Längst hat sich der individuel­le Lebensweg in einen ansteigend­en Pfad beständige­r Selbstopti­mierung verwandelt. Der Staat leistet Unterstütz­ung durch stetige Erhöhung des Schutznive­aus. Angesichts von Gesundheit als kollektive­m Lebensziel wird alles zur Bedrohung: Essen, Genussmitt­el, Straßenver­kehr, falsche Matratzen, Kinderspie­lzeug aus Plastik, Luftversch­mutzung, Lärm, waghalsige Sportarten, Auslandsre­isen, Computersp­iele und Sonnenbade­n. Das alles kann man überwachen und regulieren. Das perfekte Leben ist herstellba­r, und es ist obligatori­sch.

Das Recht auf Fehler

Den Bürger des 21. Jahrhunder­ts stört das nicht, denn er braucht seine Freiheit höchstens zum Aussuchen des richtigen BioObst-Lieferante­n. Aufmüpfigk­eit oder Exzentrik sind ihm zuwider, es sind Störfälle im gesellscha­ftlichen Metabolism­us. Der moderne Mensch liebt das Glatte und Reibungslo­se. Meinungsfr­eiheit begreift er als das Freisein von Meinungen. Er geht nicht auf Demos, sondern zum Stadtmarat­hon. In Wahrheit ist er kein Bürger, kein Freier, nicht Herr seiner selbst. Er hat die äußeren Fesseln abgeschütt­elt, um sich zum Sklaven eines Prinzips zu machen.

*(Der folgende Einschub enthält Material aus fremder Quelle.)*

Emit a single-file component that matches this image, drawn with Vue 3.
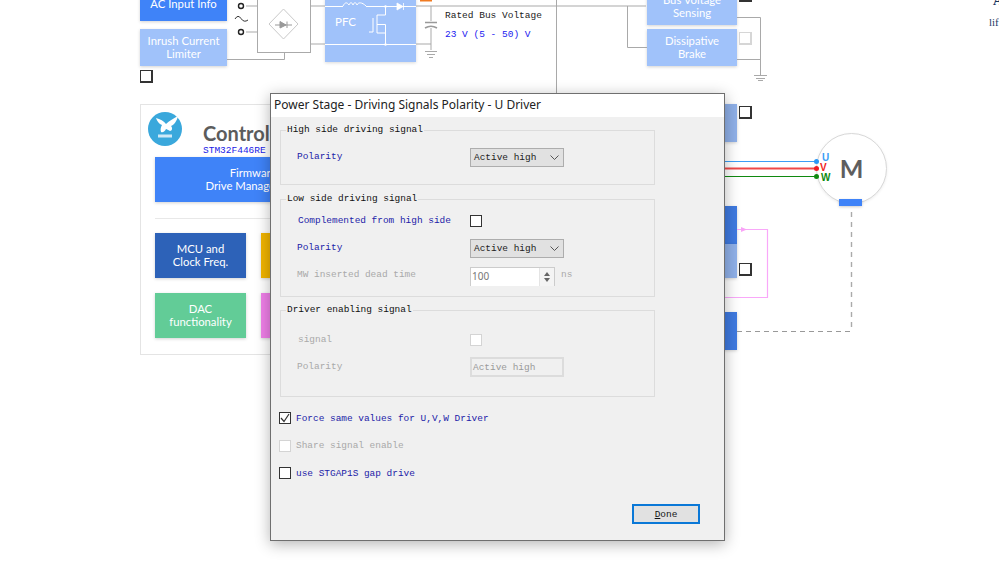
<script setup>
const blocks = [
  { id: 'ac', lines: ['AC Input Info'] },
  { id: 'inrush', lines: ['Inrush Current', 'Limiter'] },
  { id: 'sensing', lines: ['Bus Voltage', 'Sensing'] },
  { id: 'brake', lines: ['Dissipative', 'Brake'] },
  { id: 'fw', lines: ['Firmware', 'Drive Management'] },
  { id: 'mcu', lines: ['MCU and', 'Clock Freq.'] },
  { id: 'yellow', lines: [] },
  { id: 'dac', lines: ['DAC', 'functionality'] },
  { id: 'pink', lines: [] },
  { id: 'r1', lines: [] },
  { id: 'r2', lines: [] },
  { id: 'r3', lines: [] },
  { id: 'r4', lines: [] }
]
</script>

<template>
  <div class="page">
    <section class="canvas">
      <svg class="wires" width="999" height="577" viewBox="0 0 999 577" fill="none">
        <g stroke="#a9a9a9" stroke-width="1">
          <path d="M246 6H257M246 32H257M310 6H325M310 44H325M227 59.500H284.500V52" />
          <path d="M416 6H646M416 44H431M431 6V21M431 28V50M556.500 0V94" />
          <path d="M627.500 6V47.500H647" />
          <path d="M737 17.500H760.500V75M737 59.500H760.500" />
          <path d="M425 51.500H437M427 54.500H435M429 57.500H433" />
          <path d="M754 75.500H767M756 78.500H765M758 80.500H763" />
        </g>
        <path d="M425 22.500H437M425 28Q431 24.500 437 28" stroke="#999" stroke-width="1.600" />
        <circle cx="241" cy="6" r="2.500" fill="#fff" stroke="#222" stroke-width="1.400" />
        <circle cx="241" cy="32" r="2.500" fill="#fff" stroke="#222" stroke-width="1.400" />
        <path d="M235 19Q238 14 241 18.500T248 20" stroke="#333" stroke-width="1" />
        <path d="M283.500 9L298 24L283.500 39L269 24Z" stroke="#c9c9c9" stroke-width="1" />
        <path d="M275 25H292M280 21.500V28L286 25ZM287 21.500V28" stroke="#999" stroke-width="1" fill="#999" />
        <g stroke="#fff" stroke-width="1">
          <path d="M325 6.500H343M366 6.500H416M325 44.500H416" />
          <path d="M343 6C345 2 347 2 349 5C350 2 352 2 353 5C354 2 356 2 357 5C358 2 362 2 366 6" />
          <path d="M385.500 6V15H377V33H385.500V44M373 18V32H369" />
          <path d="M377 24.500H385.500V33" />
        </g>
        <circle cx="385.500" cy="6.500" r="1.200" fill="#fff" />
        <circle cx="385.500" cy="44.500" r="1.200" fill="#fff" />
        <path d="M397 3V10L403 6.500ZM403.500 3V10" fill="#fff" stroke="#fff" stroke-width=".8" />
        <path d="M420 0H432V1.500H420Z" fill="#f07b22" />
        <path d="M725 161.500H816" stroke="#3b9df5" stroke-width="1" />
        <path d="M725 168.500H816" stroke="#f04848" stroke-width="2" />
        <path d="M725 176.500H816" stroke="#108a10" stroke-width="1" />
        <path d="M737 229.500H767.500V297.500H725" stroke="#f9a8f9" stroke-width="1.200" />
        <path d="M741 227V232L747 229.500Z" fill="#f9a4f7" />
        <path d="M851.500 212V331.500" stroke="#aaa" stroke-width="1.400" stroke-dasharray="5 5" />
        <path d="M737 331.500H851" stroke="#999" stroke-width="1" stroke-dasharray="5 4" />
      </svg>

      <div v-for="b in blocks" :key="b.id" class="block" :class="b.id">
        <span v-for="l in b.lines" :key="l">{{ l }}</span>
      </div>

      <span class="pfc">PFC</span>
      <div class="bridge"></div>
      <span class="tick t1"></span>
      <span class="tick t2"></span>
      <span class="tick t3"></span>
      <span class="tick t4"></span>
      <span class="tick t5"></span>

      <div class="bus">
        <span>Rated Bus Voltage</span>
        <span class="bus-val">23 V (5 - 50) V</span>
      </div>

      <div class="panel">
        <div class="logo">
          <svg width="34" height="34" viewBox="0 0 34 34">
            <circle cx="17" cy="17" r="17" fill="#3aa8dc" />
            <path d="M8 6C12 7 16 9 18 12C21 9 26 6 30 4C29 9 26 13 23 14C25 16 24 19 22 19C20 18 19 17 18 17C17 19 15 21 13 20C12 17 13 15 14 13C11 12 9 9 8 6Z" fill="#fff" />
            <rect x="10" y="22.500" width="14" height="3" fill="#cfe9f7" />
          </svg>
        </div>
        <span class="control">Control</span>
        <span class="chip">STM32F446RE</span>
        <div class="rule"></div>
      </div>

      <div class="motor">
        <span>M</span>
        <i class="enc"></i>
      </div>
      <div class="phases">
        <b class="u">U</b>
        <b class="v">V</b>
        <b class="w">W</b>
      </div>
      <i class="dot du"></i>
      <i class="dot dv"></i>
      <i class="dot dw"></i>

      <span class="corner-a">A</span>
      <span class="corner-lif">lif</span>
    </section>

    <div class="dialog">
      <header class="title">Power Stage - Driving Signals Polarity - U Driver</header>
      <div class="body">
        <fieldset class="grp g1">
          <legend>High side driving signal</legend>
          <div class="row">
            <label class="lbl">Polarity</label>
            <div class="select">Active high
              <svg width="9" height="5" viewBox="0 0 9 5" fill="none"><path d="M.5 .5L4.500 4.500L8.500 .5" stroke="#555" /></svg>
            </div>
          </div>
        </fieldset>

        <fieldset class="grp g2">
          <legend>Low side driving signal</legend>
          <div class="row">
            <label class="lbl nudge">Complemented from high side</label>
            <span class="check"></span>
          </div>
          <div class="row">
            <label class="lbl">Polarity</label>
            <div class="select">Active high
              <svg width="9" height="5" viewBox="0 0 9 5" fill="none"><path d="M.5 .5L4.500 4.500L8.500 .5" stroke="#555" /></svg>
            </div>
          </div>
          <div class="row">
            <label class="lbl off">MW inserted dead time</label>
            <div class="spin">
              <span>100</span>
              <div class="arrows">
                <i class="up"></i>
                <i class="down"></i>
              </div>
            </div>
            <span class="unit">ns</span>
          </div>
        </fieldset>

        <fieldset class="grp g3">
          <legend>Driver enabling signal</legend>
          <div class="row">
            <label class="lbl off nudge">signal</label>
            <span class="check dim"></span>
          </div>
          <div class="row">
            <label class="lbl off">Polarity</label>
            <div class="select flat">Active high</div>
          </div>
        </fieldset>

        <div class="opts">
          <div class="opt">
            <span class="check">
              <svg width="10" height="10" viewBox="0 0 10 10" fill="none"><path d="M1 5L4 8.500L9 1" stroke="#333" stroke-width="1.200" /></svg>
            </span>
            <label class="lbl">Force same values for U,V,W Driver</label>
          </div>
          <div class="opt">
            <span class="check dim"></span>
            <label class="lbl off">Share signal enable</label>
          </div>
          <div class="opt">
            <span class="check"></span>
            <label class="lbl">use STGAP1S gap drive</label>
          </div>
        </div>

        <div class="foot">
          <button class="done"><u>D</u>one</button>
        </div>
      </div>
    </div>
  </div>
</template>

<style>
html, body { margin: 0; background: #fff; }
</style>

<style scoped>
.page { position: relative; width: 999px; height: 577px; overflow: hidden; background: #fff; }
.canvas { position: absolute; inset: 0; font-family: Lato, "Noto Sans", sans-serif; }
.wires { position: absolute; left: 0; top: 0; z-index: 2; }

.block {
  position: absolute; display: flex; flex-direction: column; align-items: center; justify-content: center;
  color: #fff; font-size: 11.300px; line-height: 12.500px; box-shadow: 0 1px 3px rgba(0,0,0,.18); z-index: 1;
}
.ac { left: 140px; top: -13px; width: 87px; height: 34px; background: #3f83f8; }
.inrush { left: 140px; top: 29px; width: 87px; height: 37px; background: #a0c2fa; }
.sensing { left: 647px; top: -12px; width: 90px; height: 37px; background: #a0c2fa; }
.brake { left: 647px; top: 29px; width: 90px; height: 37px; background: #a0c2fa; }
.fw { left: 155px; top: 157px; width: 196px; height: 45px; background: #3f83f8; }
.mcu { left: 155px; top: 233px; width: 91px; height: 45px; background: #2d62b8; }
.yellow { left: 261px; top: 233px; width: 40px; height: 45px; background: #f1b400; }
.dac { left: 155px; top: 293px; width: 91px; height: 45px; background: #62cc97; }
.pink { left: 261px; top: 293px; width: 40px; height: 45px; background: #ef7fe8; }
.r1 { left: 700px; top: 104px; width: 37px; height: 38px; background: #8fb0e8; }
.r2 { left: 700px; top: 206px; width: 37px; height: 38px; background: #3f7ae0; }
.r3 { left: 700px; top: 244px; width: 37px; height: 34px; background: #8fb0e8; }
.r4 { left: 700px; top: 312px; width: 37px; height: 38px; background: #3f7ae0; }

.bridge {
  position: absolute; left: 257px; top: -2px; width: 52px; height: 53px; border: 1px solid #aaa; background: #fff; z-index: 1;
}
.pfc { position: absolute; left: 335px; top: 15px; color: #fff; font-size: 11.500px; z-index: 3; }
.canvas::before {
  content: ""; position: absolute; left: 325px; top: -2px; width: 91px; height: 64px; background: #a0c2fa; box-shadow: 0 1px 3px rgba(0,0,0,.15);
}

.tick { position: absolute; width: 10px; height: 10px; border: 1px solid #333; border-bottom-width: 2px; border-right-width: 2px; background: #fff; z-index: 3; }
.t1 { left: 140px; top: 70px; }
.t2 { left: 739px; top: -11px; }
.t3 { left: 739px; top: 106px; }
.t4 { left: 739px; top: 32px; border-color: #d6d6d6; }
.t5 { left: 739px; top: 263px; }

.bus {
  position: absolute; left: 445px; top: 10px; display: flex; flex-direction: column; gap: 8px;
  font: 9.500px/11px "Liberation Mono", monospace; color: #222; z-index: 3;
}
.bus-val { color: #1a1af0; }

.panel {
  position: absolute; left: 140px; top: 104px; width: 400px; height: 249px; border: 1px solid #e4e4e4; background: #fff;
}
.logo { position: absolute; left: 7px; top: 7px; width: 34px; height: 34px; }
.control { position: absolute; left: 62px; top: 15px; font-size: 20px; line-height: 26px; font-weight: 700; color: #5c5c5c; }
.chip { position: absolute; left: 62px; top: 40px; font: 9.500px/11px "Liberation Mono", monospace; color: #1a1ae6; }
.rule { position: absolute; left: 14px; top: 113px; width: 300px; height: 1px; background: #e8e8e8; }

.motor {
  position: absolute; left: 816px; top: 133px; width: 71px; height: 71px; border-radius: 50%;
  border: 1px solid #d8d8d8; background: #fff; box-shadow: 0 1px 3px rgba(0,0,0,.08);
  display: flex; align-items: center; justify-content: center; box-sizing: border-box; z-index: 1;
}
.motor span { font: 700 25px/1 Lato, sans-serif; color: #5e5e5e; margin-top: -1px; }
.enc { position: absolute; left: 22px; top: 65px; width: 23px; height: 7px; background: #3f83f8; box-shadow: 0 1px 3px rgba(0,0,0,.2); }
.phases { position: absolute; left: 820px; top: 153px; display: flex; flex-direction: column; font: 700 10px/10px "Liberation Sans", sans-serif; z-index: 3; }
.u { color: #3b9df5; margin-left: 2px; }
.v { color: #f02020; }
.w { color: #108a10; margin-left: 1px; }
.dot { position: absolute; width: 5px; height: 5px; border-radius: 50%; left: 814px; z-index: 3; }
.du { top: 159px; background: #2a97f5; }
.dv { top: 166px; background: #ee1c25; }
.dw { top: 173.500px; background: #108a10; }

.corner-a { position: absolute; left: 993px; top: -6px; font: 700 14px/14px "Liberation Serif", serif; color: #16355e; }
.corner-lif { position: absolute; left: 989px; top: 16px; font: 11px/13px "Liberation Serif", serif; color: #1c3a66; }

.dialog {
  position: absolute; left: 270px; top: 93px; width: 455px; height: 448px; box-sizing: border-box;
  border: 1px solid #6f6f6f; background: #f0f0f0; box-shadow: 0 3px 14px rgba(0,0,0,.3);
  display: flex; flex-direction: column; z-index: 5;
}
.title {
  height: 23px; background: #fff; padding-left: 3px; font: 12px/22px "Noto Sans", sans-serif; color: #222; flex: none;
}
.body {
  flex: 1; display: flex; flex-direction: column; padding: 8px 9px 16px 9px;
  font: 9.450px/11px "Liberation Mono", monospace; color: #111;
}
.grp { box-sizing: border-box; width: 375px; margin: 0; padding: 0; border: 1px solid #dcdcdc; position: relative; flex: none; }
.grp legend { position: absolute; left: 5px; top: -7px; padding: 0 1px; background: #f0f0f0; line-height: 11px; }
.g1 { height: 55px; margin-top: 5px; padding-top: 17px; }
.g2 { height: 98px; margin-top: 14px; padding-top: 12px; display: flex; flex-direction: column; gap: 9px; }
.g3 { height: 87px; margin-top: 13px; padding-top: 20px; display: flex; flex-direction: column; gap: 9px; }
.row { display: flex; align-items: center; height: 18px; padding-left: 16px; position: relative; }
.lbl { color: #1c1ca8; }
.nudge { margin-left: 1px; }
.off { color: #a9a9a9; }
.row > .lbl { width: 173px; flex: none; margin-bottom: 2px; }
.row > .nudge { width: 172px; }
.select {
  width: 94px; height: 19px; box-sizing: border-box; border: 1px solid #adadad; background: #e1e1e1;
  display: flex; align-items: center; justify-content: space-between; padding: 0 4px 0 3px; color: #222;
}
.select.flat { background: #f0f0f0; border: 2px solid #dcdcdc; color: #9a9a9a; height: 20px; padding-left: 1px; }
.check {
  width: 12px; height: 12px; box-sizing: border-box; border: 1px solid #333; background: #fff;
  display: inline-flex; align-items: center; justify-content: center; flex: none;
}
.check.dim { border-color: #d4d4d4; }
.spin {
  width: 85px; height: 19px; margin-top: 2px; box-sizing: border-box; background: #fff; border: 1px solid #ccc; border-bottom: 0;
  display: flex; justify-content: space-between; align-items: center; color: #777; padding-left: 1px;
  font: 10px/11px "Noto Sans", sans-serif;
}
.arrows { width: 14px; height: 100%; display: flex; flex-direction: column; align-items: center; justify-content: center; gap: 2px; background: #f4f4f4; border-left: 1px solid #e4e4e4; }
.up, .down { width: 0; height: 0; border-left: 3px solid transparent; border-right: 3px solid transparent; }
.up { border-bottom: 4px solid #666; }
.down { border-top: 4px solid #666; }
.unit { margin-left: 6px; margin-bottom: 2px; color: #a9a9a9; }

.opts { display: flex; flex-direction: column; gap: 15.500px; margin-top: 15px; margin-left: -1px; }
.opt { display: flex; align-items: center; gap: 5px; height: 12px; }
.foot { margin-top: auto; display: flex; justify-content: flex-end; padding-right: 15px; }
.done {
  width: 68px; height: 20px; box-sizing: border-box; border: 2px solid #0a78d7; background: #e1e1e1;
  font: inherit; color: #111; padding: 0;
}
</style>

Auf dem Weg zur totalen Effizienz werden wir alles verlieren. Das Recht zu straucheln, das Recht zu irren, das Recht auf Rausch, das Recht auf Fehler und Reue, Schmerz und Trauer, das Recht, uns selbst zu schaden, das Recht zu verfallen und zu sterben. Funktionie­re!, ruft der kapitalist­ische Imperativ, und das Volk schreit: Ich will!

Na dann: À votre santé!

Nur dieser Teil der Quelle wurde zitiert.